> [GOAL]: Locate the lines that hold the string "Tailwind". Copy every such line.

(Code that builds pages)
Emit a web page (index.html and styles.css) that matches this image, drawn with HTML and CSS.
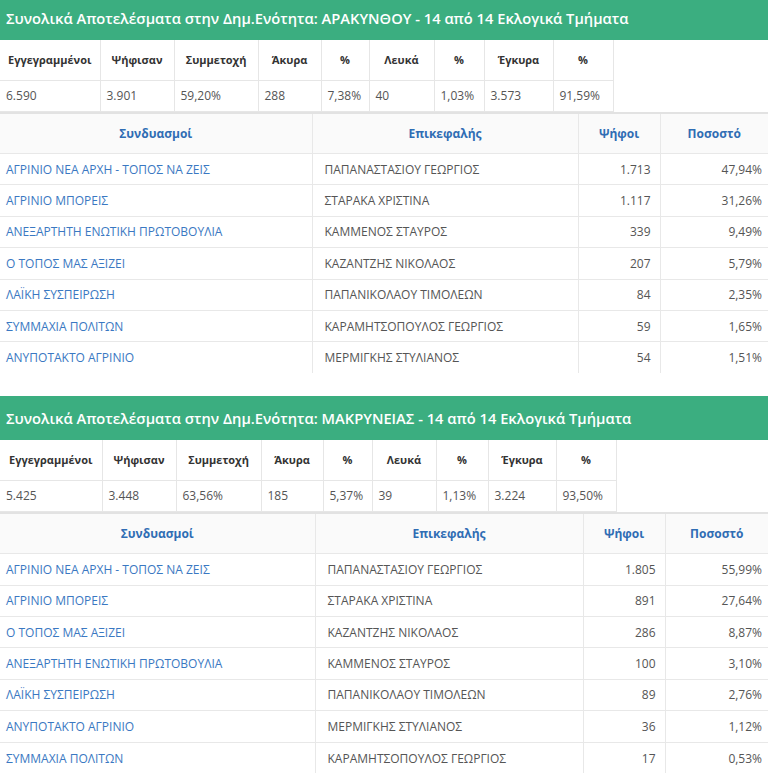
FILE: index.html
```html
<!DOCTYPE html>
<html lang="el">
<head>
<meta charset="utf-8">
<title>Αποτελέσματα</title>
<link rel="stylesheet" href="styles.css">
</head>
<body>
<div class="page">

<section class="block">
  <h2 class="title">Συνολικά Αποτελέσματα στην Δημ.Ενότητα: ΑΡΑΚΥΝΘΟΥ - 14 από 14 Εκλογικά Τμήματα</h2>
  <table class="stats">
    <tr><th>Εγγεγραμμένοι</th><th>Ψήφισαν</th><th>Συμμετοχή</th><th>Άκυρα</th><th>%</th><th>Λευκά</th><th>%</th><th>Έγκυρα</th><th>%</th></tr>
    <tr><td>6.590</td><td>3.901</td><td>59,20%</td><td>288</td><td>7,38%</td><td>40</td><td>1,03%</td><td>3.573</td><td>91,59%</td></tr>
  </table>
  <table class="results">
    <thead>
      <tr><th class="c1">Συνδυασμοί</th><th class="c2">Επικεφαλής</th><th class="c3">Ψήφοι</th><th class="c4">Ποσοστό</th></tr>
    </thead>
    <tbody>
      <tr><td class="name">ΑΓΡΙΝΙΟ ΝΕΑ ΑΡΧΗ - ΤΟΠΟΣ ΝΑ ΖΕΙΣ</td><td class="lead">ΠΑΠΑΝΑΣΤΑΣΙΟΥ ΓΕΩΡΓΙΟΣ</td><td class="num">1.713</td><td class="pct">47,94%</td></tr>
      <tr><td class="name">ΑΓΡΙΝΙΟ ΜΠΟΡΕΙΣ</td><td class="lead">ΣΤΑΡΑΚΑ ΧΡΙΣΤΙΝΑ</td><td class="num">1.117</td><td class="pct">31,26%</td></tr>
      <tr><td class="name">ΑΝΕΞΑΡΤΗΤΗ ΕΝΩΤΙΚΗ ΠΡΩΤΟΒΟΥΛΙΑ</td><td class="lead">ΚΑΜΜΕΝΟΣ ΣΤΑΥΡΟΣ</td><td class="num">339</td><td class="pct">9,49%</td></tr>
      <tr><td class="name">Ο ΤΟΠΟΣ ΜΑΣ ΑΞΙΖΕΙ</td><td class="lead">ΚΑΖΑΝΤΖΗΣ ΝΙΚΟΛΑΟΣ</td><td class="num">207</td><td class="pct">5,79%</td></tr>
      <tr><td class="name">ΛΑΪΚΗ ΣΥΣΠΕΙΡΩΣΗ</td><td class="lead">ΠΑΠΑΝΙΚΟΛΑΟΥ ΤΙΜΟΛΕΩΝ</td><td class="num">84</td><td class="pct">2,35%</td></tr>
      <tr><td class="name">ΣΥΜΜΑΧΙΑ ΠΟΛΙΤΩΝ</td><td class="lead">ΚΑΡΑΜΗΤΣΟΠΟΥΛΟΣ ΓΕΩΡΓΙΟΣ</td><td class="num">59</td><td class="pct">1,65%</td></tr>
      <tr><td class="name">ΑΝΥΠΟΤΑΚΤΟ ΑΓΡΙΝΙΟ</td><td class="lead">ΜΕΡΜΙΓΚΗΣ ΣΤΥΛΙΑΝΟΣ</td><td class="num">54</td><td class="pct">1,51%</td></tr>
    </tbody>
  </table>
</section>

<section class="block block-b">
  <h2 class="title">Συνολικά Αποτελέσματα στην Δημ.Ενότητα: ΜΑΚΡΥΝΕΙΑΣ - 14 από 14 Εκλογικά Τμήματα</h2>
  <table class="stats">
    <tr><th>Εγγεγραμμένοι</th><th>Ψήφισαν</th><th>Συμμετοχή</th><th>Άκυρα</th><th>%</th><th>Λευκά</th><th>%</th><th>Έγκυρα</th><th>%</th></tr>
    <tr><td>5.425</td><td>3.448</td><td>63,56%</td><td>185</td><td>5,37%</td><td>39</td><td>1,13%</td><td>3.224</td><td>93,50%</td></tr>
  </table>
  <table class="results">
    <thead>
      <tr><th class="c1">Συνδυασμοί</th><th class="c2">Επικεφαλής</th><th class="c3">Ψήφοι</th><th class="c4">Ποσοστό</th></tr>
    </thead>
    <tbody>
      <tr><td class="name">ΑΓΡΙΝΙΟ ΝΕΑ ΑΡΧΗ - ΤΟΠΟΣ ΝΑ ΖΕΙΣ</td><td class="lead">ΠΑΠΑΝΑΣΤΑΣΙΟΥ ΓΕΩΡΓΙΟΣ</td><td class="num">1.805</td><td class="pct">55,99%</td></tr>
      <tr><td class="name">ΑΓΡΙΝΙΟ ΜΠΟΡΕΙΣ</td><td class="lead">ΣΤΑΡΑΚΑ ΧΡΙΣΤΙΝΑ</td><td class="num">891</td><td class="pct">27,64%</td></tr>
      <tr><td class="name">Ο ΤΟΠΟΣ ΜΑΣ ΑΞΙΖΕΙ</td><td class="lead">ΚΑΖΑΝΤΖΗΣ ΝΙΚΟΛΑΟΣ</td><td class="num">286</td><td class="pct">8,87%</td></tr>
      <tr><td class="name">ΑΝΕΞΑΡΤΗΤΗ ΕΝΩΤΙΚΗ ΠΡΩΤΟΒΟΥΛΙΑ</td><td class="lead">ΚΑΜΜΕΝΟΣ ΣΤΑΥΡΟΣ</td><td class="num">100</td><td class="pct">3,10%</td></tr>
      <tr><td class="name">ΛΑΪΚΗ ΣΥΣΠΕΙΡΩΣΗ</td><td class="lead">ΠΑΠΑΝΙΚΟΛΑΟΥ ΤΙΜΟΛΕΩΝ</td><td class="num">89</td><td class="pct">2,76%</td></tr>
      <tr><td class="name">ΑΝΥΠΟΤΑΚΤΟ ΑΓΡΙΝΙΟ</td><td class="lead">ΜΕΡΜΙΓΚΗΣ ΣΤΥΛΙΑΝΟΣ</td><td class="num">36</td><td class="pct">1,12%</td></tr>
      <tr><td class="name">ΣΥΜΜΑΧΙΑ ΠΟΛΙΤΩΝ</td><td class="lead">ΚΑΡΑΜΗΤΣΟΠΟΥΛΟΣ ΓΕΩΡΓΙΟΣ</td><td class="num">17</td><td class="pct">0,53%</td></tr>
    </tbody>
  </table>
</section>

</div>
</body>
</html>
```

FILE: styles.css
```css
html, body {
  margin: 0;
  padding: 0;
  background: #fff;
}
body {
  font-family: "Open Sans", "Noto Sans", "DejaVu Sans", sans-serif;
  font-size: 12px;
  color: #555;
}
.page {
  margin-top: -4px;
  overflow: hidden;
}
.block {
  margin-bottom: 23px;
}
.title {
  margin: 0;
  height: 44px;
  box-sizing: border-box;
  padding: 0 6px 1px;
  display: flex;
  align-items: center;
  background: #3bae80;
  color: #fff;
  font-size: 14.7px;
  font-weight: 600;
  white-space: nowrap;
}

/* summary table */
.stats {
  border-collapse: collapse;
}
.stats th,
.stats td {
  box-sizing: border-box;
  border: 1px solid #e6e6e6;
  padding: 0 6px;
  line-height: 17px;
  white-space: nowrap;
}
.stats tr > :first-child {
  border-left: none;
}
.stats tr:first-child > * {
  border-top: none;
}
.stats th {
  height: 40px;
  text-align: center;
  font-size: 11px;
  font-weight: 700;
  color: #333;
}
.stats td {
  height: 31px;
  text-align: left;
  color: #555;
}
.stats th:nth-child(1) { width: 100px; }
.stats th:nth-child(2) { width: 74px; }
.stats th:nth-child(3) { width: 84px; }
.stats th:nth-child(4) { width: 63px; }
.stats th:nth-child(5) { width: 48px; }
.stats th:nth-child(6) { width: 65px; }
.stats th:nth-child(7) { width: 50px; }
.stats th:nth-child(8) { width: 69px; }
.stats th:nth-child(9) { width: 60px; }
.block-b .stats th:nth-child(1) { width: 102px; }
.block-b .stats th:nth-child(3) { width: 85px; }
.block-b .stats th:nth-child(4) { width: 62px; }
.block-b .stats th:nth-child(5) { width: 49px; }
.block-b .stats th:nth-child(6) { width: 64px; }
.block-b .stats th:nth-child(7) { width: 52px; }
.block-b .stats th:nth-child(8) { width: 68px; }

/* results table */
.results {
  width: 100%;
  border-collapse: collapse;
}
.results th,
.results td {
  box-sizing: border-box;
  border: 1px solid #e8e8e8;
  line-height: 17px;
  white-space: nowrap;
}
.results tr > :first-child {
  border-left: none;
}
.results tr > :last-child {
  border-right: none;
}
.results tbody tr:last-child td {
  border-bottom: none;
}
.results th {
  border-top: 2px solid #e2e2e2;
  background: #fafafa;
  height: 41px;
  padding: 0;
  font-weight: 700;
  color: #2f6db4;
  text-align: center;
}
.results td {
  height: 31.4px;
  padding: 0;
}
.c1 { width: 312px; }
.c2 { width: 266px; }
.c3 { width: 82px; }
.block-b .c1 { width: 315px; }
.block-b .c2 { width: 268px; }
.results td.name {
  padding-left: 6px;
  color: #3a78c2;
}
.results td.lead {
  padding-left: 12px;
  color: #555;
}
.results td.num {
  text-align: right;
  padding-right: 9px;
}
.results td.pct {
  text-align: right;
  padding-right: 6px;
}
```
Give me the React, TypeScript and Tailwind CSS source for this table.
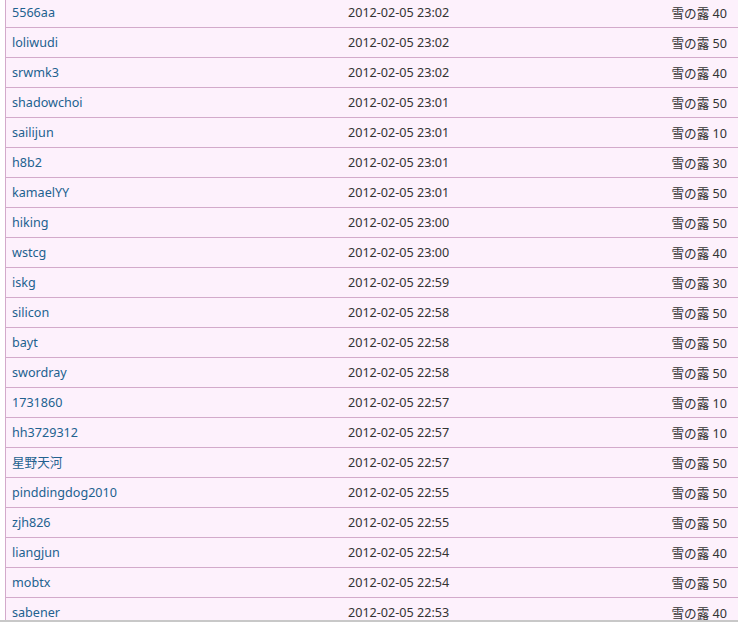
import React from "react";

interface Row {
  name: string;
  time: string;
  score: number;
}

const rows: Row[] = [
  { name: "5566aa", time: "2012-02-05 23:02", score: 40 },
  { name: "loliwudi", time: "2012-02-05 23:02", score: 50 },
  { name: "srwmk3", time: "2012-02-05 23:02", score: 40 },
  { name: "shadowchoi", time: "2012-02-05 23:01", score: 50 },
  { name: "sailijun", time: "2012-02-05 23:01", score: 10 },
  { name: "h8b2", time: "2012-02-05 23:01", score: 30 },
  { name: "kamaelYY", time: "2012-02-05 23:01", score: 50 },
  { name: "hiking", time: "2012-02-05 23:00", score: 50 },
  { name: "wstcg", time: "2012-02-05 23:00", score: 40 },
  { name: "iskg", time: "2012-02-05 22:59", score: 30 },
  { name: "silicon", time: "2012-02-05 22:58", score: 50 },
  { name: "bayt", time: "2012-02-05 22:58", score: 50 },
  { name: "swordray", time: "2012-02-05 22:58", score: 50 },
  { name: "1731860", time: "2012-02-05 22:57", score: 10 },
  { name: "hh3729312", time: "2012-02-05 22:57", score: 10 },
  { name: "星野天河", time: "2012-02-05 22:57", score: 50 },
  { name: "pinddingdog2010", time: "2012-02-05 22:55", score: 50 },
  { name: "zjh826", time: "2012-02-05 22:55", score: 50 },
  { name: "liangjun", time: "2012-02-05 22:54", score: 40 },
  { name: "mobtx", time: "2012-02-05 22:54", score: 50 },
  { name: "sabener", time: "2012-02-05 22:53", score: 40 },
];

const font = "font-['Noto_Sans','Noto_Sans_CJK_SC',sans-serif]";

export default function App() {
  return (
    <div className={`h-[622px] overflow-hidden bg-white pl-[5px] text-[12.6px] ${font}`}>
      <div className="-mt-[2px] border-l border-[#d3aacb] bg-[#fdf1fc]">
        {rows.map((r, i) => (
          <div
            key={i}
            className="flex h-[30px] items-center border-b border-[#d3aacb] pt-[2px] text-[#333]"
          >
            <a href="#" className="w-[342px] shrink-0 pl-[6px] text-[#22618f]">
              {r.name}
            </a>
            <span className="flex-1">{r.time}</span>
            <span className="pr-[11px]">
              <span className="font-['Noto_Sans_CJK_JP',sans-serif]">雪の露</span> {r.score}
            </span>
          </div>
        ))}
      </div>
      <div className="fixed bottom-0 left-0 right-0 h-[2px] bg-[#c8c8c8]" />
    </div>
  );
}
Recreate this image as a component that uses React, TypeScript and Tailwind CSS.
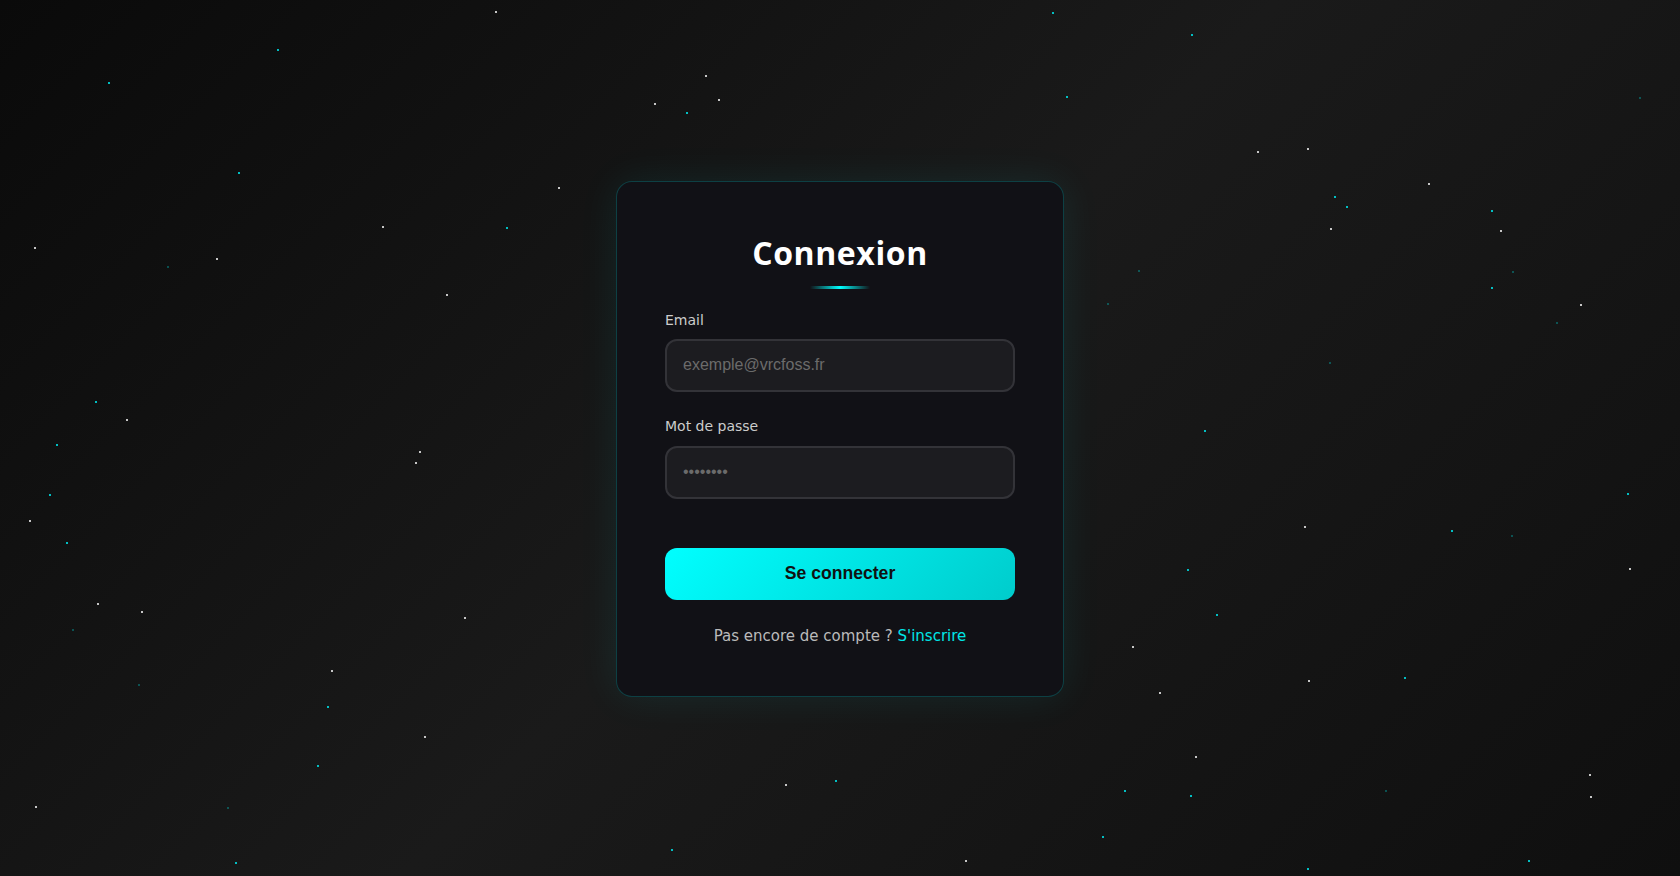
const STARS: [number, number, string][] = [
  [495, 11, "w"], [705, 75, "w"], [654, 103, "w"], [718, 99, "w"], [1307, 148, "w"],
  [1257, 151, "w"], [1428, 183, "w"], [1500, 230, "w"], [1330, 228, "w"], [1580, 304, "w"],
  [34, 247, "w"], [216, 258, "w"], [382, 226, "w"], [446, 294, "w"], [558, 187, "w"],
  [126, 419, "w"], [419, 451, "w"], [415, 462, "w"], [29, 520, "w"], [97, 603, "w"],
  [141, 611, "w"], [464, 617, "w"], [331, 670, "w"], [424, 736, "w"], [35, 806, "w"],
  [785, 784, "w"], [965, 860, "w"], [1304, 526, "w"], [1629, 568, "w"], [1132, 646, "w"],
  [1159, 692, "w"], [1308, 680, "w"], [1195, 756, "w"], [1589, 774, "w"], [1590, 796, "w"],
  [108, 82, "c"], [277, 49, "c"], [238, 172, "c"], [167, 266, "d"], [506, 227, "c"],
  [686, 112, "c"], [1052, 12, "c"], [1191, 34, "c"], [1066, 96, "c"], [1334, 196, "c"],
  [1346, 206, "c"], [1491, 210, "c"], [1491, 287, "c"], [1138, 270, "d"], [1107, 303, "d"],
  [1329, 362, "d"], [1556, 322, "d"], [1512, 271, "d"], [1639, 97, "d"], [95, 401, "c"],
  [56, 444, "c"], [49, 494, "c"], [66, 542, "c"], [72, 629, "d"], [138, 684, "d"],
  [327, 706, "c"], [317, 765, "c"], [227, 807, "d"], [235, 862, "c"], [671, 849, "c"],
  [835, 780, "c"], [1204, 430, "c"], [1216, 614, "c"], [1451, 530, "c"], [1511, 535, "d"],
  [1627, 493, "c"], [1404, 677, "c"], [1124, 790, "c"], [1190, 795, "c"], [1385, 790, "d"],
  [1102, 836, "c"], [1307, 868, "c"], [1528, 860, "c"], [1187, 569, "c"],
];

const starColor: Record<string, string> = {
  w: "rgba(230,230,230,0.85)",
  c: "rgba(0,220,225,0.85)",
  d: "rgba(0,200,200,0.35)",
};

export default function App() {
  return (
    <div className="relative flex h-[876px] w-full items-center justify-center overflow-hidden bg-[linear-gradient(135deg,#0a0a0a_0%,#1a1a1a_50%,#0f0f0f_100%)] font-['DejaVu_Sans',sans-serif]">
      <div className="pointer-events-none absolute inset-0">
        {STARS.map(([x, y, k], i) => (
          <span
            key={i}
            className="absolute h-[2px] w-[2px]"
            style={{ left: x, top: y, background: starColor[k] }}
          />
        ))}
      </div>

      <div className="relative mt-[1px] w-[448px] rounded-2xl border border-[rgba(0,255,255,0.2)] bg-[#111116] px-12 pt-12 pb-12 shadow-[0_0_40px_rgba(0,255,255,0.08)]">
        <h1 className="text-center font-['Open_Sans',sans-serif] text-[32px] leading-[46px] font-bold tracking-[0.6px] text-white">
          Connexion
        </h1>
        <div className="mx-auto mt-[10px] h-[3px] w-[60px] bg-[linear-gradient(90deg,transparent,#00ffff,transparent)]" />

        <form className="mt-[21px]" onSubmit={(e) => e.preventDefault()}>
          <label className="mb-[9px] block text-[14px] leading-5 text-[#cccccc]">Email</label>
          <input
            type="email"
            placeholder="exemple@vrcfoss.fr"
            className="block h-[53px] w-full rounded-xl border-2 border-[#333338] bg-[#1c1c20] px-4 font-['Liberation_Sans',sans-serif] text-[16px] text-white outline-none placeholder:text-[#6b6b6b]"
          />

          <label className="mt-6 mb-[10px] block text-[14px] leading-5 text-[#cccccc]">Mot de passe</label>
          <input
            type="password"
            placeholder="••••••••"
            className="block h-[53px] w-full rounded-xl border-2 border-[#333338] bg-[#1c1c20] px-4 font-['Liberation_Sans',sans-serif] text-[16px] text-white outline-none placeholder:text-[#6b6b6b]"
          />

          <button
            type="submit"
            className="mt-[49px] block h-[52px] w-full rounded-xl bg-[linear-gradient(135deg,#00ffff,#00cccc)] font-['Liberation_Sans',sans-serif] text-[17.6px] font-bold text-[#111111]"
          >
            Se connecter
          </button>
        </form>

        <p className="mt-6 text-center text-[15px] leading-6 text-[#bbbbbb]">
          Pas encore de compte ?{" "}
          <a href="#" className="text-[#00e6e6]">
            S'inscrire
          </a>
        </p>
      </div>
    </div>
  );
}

> [THE COMPLETED TASK]:
Give me the React, TypeScript and Tailwind CSS source for this table.
Recreate this image as a component that uses React, TypeScript and Tailwind CSS.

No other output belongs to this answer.